## START Collected material
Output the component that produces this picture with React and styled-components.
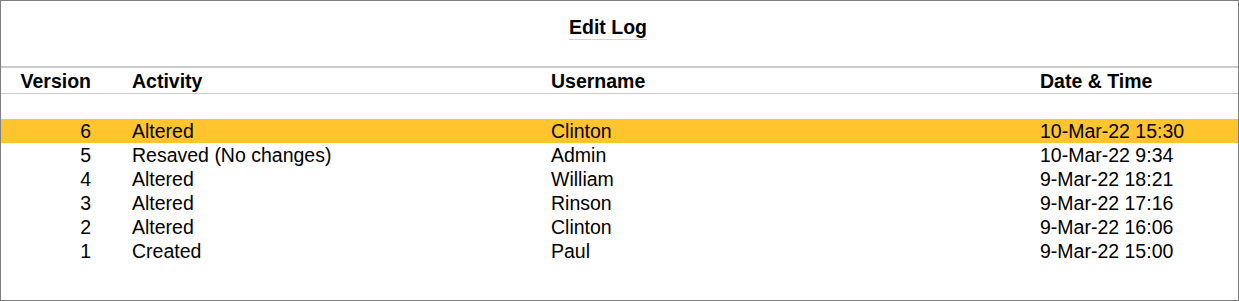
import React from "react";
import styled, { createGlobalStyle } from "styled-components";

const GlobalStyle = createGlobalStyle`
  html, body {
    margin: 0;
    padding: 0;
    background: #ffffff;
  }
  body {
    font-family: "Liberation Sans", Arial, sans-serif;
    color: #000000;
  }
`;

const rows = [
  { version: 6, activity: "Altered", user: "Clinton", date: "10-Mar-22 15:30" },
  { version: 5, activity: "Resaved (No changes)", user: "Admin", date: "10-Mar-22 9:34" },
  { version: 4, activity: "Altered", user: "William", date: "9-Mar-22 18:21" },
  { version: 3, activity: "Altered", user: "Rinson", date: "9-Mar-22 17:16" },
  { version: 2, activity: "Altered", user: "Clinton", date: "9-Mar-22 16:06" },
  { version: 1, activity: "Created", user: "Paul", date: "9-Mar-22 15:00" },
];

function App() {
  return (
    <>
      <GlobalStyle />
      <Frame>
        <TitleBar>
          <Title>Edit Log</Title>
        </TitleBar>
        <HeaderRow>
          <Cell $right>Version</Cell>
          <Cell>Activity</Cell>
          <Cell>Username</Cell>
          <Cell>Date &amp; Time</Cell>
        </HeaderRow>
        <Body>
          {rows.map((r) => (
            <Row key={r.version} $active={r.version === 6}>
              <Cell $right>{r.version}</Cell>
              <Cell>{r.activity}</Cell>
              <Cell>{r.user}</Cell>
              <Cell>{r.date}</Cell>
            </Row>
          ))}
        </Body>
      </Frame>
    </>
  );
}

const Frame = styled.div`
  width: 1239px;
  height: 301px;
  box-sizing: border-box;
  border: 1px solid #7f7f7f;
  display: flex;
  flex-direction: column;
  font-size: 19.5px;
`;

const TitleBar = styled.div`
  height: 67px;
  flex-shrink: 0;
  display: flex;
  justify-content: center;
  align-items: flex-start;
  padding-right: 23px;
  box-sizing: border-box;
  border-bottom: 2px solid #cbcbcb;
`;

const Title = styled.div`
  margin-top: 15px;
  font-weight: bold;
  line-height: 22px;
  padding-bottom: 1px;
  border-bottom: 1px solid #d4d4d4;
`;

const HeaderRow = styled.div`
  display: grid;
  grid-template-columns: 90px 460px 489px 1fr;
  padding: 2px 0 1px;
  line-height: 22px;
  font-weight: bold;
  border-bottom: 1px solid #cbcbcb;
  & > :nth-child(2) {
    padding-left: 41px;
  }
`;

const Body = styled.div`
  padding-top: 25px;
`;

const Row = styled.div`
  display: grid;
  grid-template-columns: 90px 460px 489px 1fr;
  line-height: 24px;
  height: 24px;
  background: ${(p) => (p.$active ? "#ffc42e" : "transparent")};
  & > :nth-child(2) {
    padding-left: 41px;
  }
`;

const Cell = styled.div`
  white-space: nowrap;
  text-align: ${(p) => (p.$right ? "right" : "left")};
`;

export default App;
## END Collected material
▶ _What you need to do_
Copy out every line of the material above exactly, skipping the pictures.

▶ _Correct output_
Output the component that produces this picture with React and styled-components.
import React from "react";
import styled, { createGlobalStyle } from "styled-components";

const GlobalStyle = createGlobalStyle`
  html, body {
    margin: 0;
    padding: 0;
    background: #ffffff;
  }
  body {
    font-family: "Liberation Sans", Arial, sans-serif;
    color: #000000;
  }
`;

const rows = [
  { version: 6, activity: "Altered", user: "Clinton", date: "10-Mar-22 15:30" },
  { version: 5, activity: "Resaved (No changes)", user: "Admin", date: "10-Mar-22 9:34" },
  { version: 4, activity: "Altered", user: "William", date: "9-Mar-22 18:21" },
  { version: 3, activity: "Altered", user: "Rinson", date: "9-Mar-22 17:16" },
  { version: 2, activity: "Altered", user: "Clinton", date: "9-Mar-22 16:06" },
  { version: 1, activity: "Created", user: "Paul", date: "9-Mar-22 15:00" },
];

function App() {
  return (
    <>
      <GlobalStyle />
      <Frame>
        <TitleBar>
          <Title>Edit Log</Title>
        </TitleBar>
        <HeaderRow>
          <Cell $right>Version</Cell>
          <Cell>Activity</Cell>
          <Cell>Username</Cell>
          <Cell>Date &amp; Time</Cell>
        </HeaderRow>
        <Body>
          {rows.map((r) => (
            <Row key={r.version} $active={r.version === 6}>
              <Cell $right>{r.version}</Cell>
              <Cell>{r.activity}</Cell>
              <Cell>{r.user}</Cell>
              <Cell>{r.date}</Cell>
            </Row>
          ))}
        </Body>
      </Frame>
    </>
  );
}

const Frame = styled.div`
  width: 1239px;
  height: 301px;
  box-sizing: border-box;
  border: 1px solid #7f7f7f;
  display: flex;
  flex-direction: column;
  font-size: 19.5px;
`;

const TitleBar = styled.div`
  height: 67px;
  flex-shrink: 0;
  display: flex;
  justify-content: center;
  align-items: flex-start;
  padding-right: 23px;
  box-sizing: border-box;
  border-bottom: 2px solid #cbcbcb;
`;

const Title = styled.div`
  margin-top: 15px;
  font-weight: bold;
  line-height: 22px;
  padding-bottom: 1px;
  border-bottom: 1px solid #d4d4d4;
`;

const HeaderRow = styled.div`
  display: grid;
  grid-template-columns: 90px 460px 489px 1fr;
  padding: 2px 0 1px;
  line-height: 22px;
  font-weight: bold;
  border-bottom: 1px solid #cbcbcb;
  & > :nth-child(2) {
    padding-left: 41px;
  }
`;

const Body = styled.div`
  padding-top: 25px;
`;

const Row = styled.div`
  display: grid;
  grid-template-columns: 90px 460px 489px 1fr;
  line-height: 24px;
  height: 24px;
  background: ${(p) => (p.$active ? "#ffc42e" : "transparent")};
  & > :nth-child(2) {
    padding-left: 41px;
  }
`;

const Cell = styled.div`
  white-space: nowrap;
  text-align: ${(p) => (p.$right ? "right" : "left")};
`;

export default App;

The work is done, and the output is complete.